Not only could cash lying around your hotel room leave you vulnerable to thieves, but you are very unlikely to be covered by your travel insurance policy for the loss, as many policies stipulate that cash must be kept on your person or in a safety deposit box.
Similarly, don’t let your guard down on holiday by leaving your purse on the beach while you go for a swim or leaving your wallet with all of your currency in it sticking out of your back pocket while you wander around the shops – it’s all too easy to let the holiday mood take over and act out of character.
So, if you don’t want to carry all of your holiday cash around with you at one time and your accommodation has a safety deposit box, use it. Not only will this make it much harder for your cash to be stolen in the first place but, should the worst happen, you’re far more likely to be covered for any losses (just check how much your policy’s personal money loss limit is).
Or, if you’d feel happier knowing all of your cash was with you, invest in a money belt or a handbag that securely fastens and goes over your body so you would be aware should anyone try to steal your wallet. And don’t pull all of your cash out in one chunk when you pay for items in shops or restaurants – you don’t want the world to know how much money you have on you.
Whether you’re spending a currency you’ve used before such as the euro or a new one such as Turkish lira, don’t go away without some basic knowledge about it. If you arrive in a new country clueless with a large amount of notes, you’re far more likely to be short-changed, charged over the odds or find yourself struggling to set yourself a realistic daily budget.

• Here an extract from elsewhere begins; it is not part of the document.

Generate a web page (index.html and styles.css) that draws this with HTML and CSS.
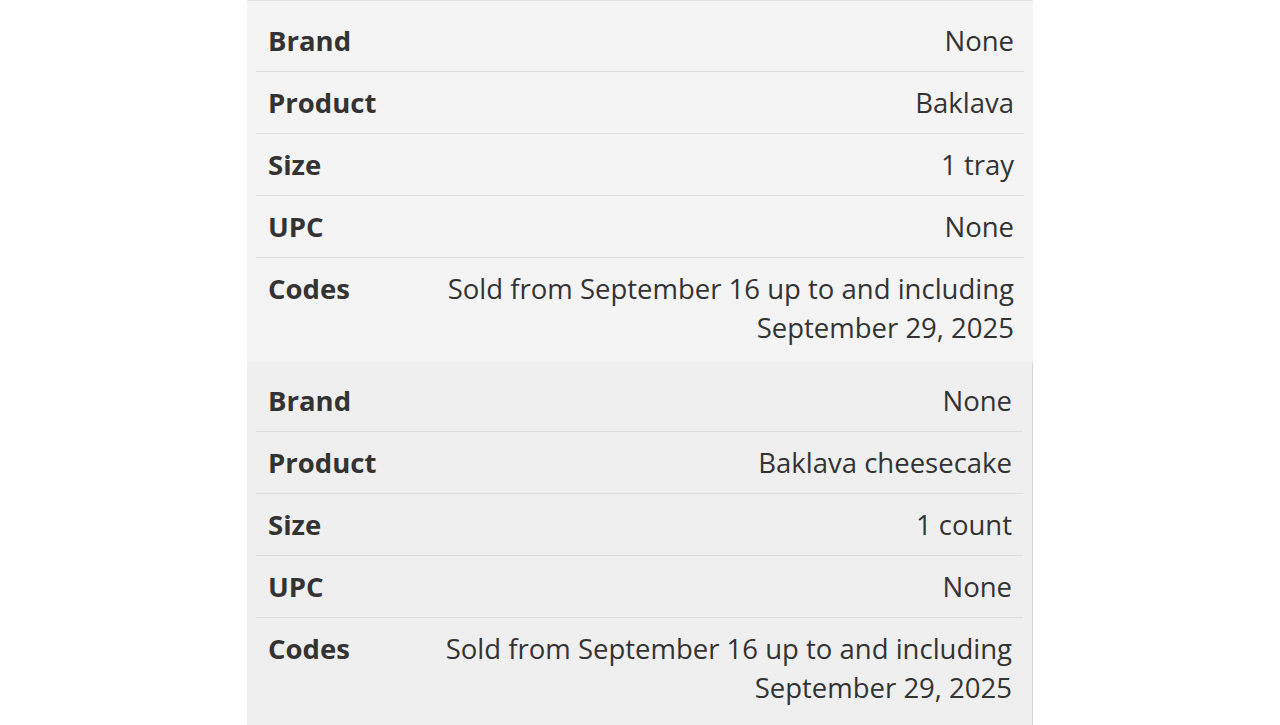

Knowing nothing about the currency will also make you more vulnerable to holiday cash scams while you’re away – such as a local asking you if you have change for a larger note, then giving you much less in return. If you can’t quickly identify what you are looking at, you could happily hand over genuine currency to be short changed or, even worse, be handed false money in return for your cash.
Before you set off on your holiday, do some quick research on the money you are going to be spending while you’re away. Find out basics such as the current exchange rate so you can work out how much things are costing you, look online or in guidebooks at how the currency breaks down, paying attention to what the notes and coins are called and look like, and set a budget on how much currency you can afford to spend each day.
And, to really help with this budget, do your homework on the cost of living in the country you are visiting, looking up prices you can expect to pay for common items such as meals out, taxis and drinks. It will also stand you in good stead to find out what the local etiquette is on tipping.
If you’ve managed to stick to your budget while you’ve been on holiday – or even better ended up with cash left over – it can be tempting to spend everything you have left in your wallet at the airport. But think carefully before you do this – do you really need yet another bottle of spirits to add to your drinks cabinet, and will you ever wear the designer sunglasses you can just afford in duty free?
If the answer is no, hold on to your leftover cash and change it back when you get home. Or, if you have spare euros and you’ve got another trip planned later in the year or even next, hold on to them – then you’ll already have started saving for your next holiday!
If you need to change any currency back into sterling when you get home, it’s just as important as when you went away to shop around for the best exchange rates – so make sure you’re getting a good deal before you hand your money over.
Please note: All rates were correct at the time of writing (July 9, 2013).